### Problem
Return all lines from the listing below in which the string "React" occurs.

----------------------------------------

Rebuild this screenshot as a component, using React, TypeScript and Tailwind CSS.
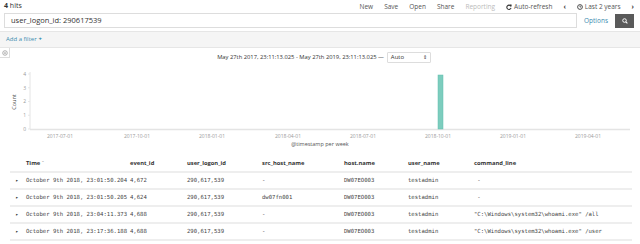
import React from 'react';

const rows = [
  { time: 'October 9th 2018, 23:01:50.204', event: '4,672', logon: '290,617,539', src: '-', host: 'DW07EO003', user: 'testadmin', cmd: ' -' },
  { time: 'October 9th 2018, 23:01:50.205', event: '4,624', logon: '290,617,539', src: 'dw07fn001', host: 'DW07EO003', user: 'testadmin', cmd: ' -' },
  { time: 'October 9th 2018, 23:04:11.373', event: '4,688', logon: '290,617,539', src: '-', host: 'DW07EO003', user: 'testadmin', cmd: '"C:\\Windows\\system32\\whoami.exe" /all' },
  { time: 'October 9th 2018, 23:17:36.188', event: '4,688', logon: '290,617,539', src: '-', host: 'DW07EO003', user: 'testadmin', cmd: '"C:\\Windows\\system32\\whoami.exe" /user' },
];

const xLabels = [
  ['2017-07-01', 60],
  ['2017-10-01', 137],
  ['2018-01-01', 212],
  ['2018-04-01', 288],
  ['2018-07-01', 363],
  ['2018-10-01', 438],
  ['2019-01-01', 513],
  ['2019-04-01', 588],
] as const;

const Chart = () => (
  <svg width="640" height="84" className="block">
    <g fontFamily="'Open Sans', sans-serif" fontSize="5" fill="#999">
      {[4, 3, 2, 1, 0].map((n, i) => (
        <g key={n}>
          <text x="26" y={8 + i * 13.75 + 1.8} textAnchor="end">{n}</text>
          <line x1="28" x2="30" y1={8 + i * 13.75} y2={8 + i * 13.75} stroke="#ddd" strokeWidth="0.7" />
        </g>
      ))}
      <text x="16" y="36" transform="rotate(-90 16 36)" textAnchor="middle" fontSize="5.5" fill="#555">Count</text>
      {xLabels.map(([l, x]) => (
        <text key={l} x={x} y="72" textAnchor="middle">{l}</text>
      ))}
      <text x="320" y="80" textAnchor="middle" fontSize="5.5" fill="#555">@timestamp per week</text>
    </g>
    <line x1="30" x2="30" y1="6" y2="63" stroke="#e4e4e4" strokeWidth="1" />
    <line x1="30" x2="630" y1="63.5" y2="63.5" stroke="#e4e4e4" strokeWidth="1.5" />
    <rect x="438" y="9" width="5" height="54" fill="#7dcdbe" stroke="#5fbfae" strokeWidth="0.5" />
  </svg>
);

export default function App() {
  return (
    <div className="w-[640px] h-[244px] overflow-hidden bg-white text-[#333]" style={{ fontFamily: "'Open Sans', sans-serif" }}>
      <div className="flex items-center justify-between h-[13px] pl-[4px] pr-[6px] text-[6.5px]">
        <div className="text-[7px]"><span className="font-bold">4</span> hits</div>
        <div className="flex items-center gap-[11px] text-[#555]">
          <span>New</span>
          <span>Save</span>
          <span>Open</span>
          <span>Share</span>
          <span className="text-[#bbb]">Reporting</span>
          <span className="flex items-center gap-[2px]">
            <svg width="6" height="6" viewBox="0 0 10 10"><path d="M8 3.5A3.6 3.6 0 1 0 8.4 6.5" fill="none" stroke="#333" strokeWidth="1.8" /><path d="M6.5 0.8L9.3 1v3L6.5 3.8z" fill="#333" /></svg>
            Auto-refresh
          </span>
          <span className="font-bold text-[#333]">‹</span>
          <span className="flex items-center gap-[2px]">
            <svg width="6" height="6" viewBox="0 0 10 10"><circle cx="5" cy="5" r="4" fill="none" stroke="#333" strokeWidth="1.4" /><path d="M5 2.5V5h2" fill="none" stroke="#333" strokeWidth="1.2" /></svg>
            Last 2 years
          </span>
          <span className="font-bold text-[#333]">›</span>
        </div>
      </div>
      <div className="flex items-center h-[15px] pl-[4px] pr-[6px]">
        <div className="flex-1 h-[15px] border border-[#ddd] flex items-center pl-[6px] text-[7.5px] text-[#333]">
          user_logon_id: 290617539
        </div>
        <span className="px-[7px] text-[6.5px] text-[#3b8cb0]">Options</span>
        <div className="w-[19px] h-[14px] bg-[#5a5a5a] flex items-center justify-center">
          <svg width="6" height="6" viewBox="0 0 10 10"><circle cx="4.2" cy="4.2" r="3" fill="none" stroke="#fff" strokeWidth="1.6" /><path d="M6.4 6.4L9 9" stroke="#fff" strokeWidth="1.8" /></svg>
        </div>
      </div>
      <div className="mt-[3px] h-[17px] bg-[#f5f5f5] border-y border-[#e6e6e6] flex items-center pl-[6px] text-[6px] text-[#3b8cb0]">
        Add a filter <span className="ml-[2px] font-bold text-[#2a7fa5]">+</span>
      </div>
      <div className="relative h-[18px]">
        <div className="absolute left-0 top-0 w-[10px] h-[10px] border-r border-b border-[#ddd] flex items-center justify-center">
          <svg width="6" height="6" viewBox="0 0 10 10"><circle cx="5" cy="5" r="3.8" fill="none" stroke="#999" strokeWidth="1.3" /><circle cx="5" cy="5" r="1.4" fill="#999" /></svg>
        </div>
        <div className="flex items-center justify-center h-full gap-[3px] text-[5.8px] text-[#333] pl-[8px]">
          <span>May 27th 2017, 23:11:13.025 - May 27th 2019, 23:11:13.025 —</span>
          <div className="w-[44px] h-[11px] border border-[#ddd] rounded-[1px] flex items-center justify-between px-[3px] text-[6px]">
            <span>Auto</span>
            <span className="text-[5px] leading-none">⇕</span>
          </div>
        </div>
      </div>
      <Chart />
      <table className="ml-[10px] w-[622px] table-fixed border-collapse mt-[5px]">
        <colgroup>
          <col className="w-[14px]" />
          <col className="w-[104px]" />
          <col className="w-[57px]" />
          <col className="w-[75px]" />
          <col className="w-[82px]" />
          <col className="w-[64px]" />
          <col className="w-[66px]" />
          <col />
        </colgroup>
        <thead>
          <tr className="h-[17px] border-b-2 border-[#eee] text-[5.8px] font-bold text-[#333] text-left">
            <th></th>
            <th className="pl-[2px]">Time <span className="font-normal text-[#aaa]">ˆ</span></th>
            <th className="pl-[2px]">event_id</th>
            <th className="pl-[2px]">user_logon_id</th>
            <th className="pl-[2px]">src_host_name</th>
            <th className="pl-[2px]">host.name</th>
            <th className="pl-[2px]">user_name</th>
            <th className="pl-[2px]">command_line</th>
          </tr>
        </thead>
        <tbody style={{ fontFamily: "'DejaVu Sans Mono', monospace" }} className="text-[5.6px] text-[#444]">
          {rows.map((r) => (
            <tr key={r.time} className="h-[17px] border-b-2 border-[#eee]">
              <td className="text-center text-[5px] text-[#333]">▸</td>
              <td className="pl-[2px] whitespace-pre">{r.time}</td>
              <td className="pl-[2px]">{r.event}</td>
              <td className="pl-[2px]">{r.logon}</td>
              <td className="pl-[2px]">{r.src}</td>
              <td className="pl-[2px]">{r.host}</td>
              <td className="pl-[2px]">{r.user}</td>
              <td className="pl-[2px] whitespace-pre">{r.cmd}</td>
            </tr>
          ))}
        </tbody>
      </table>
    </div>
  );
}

----------------------------------------

### Answer
Rebuild this screenshot as a component, using React, TypeScript and Tailwind CSS.
import React from 'react';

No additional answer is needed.